[Air-L] John Postill on the Anthropology of Digital Practices

Ilana Gershon imgershon at gmail.com
Mon Jun 17 00:06:00 PDT 2024


Dear Colleagues,
This week on the CaMP anthropology blog, John Postill discusses his book,*
The Anthropology of Digital Practices: Dispatches from the Online Culture
Wars*, with Katrien Pype.

campanthropology.org

All the best,
Ilana

Press blurb: *The Anthropology of Digital Practices* connects for the first
time three distinct research areas – digital ethnography, causal
ethnography, and media practice theory – to explore how we might track the
effects of new media practices in a digital world. It invites media and
communication students and scholars to overcome the field’s old aversion to
‘media effects’ and explores the messy, complex, open-ended effects of new
media practices in a digital age.

Based on long-term ethnographic research and drawing from recent advances
in the study of causality and ethnography, this book tells the ‘formation
story’ of the anti-woke movement through a series of critical media events.
It argues that digital media practices (e.g. podcasting, YouTubing,
tweeting, commenting, broadcasting) will have ‘formative’ effects on an
emerging social world at different points in time. One important task of
the digital ethnographer is precisely to distinguish between the formative
and non-formative effects of specific media practices.
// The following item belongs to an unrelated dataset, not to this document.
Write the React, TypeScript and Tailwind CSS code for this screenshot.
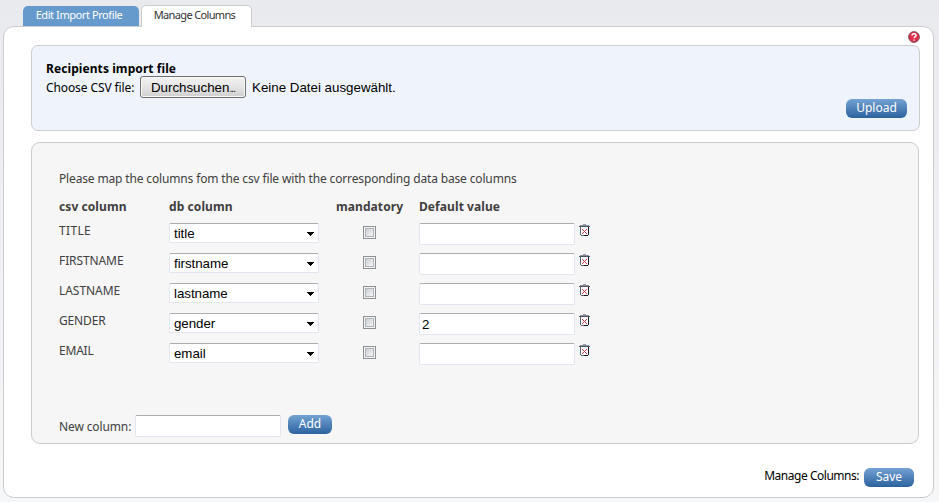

This book makes three contributions to our understanding of media practices
in the digital era, namely a theoretical, methodological, and empirical
contribution. Theoretically, it furthers the ‘practice turn’ in media and
communication studies by engaging with the latest thinking on causality and
ethnography. Methodologically, it serves as a compelling, up-to-date guide
to doing digital ethnography, with special reference to the study of
digitally mediated practices. Empirically, it is the first book-length
study of the anti-woke movement, a major actor in the ‘culture wars’
currently being fought across the Western world.

With its accessible language and rich case studies, *The Anthropology of
Digital Practices* will make an ideal supplementary textbook for a range of
undergraduate and graduate courses in research methods, digital
ethnography/anthropology, and digital activism.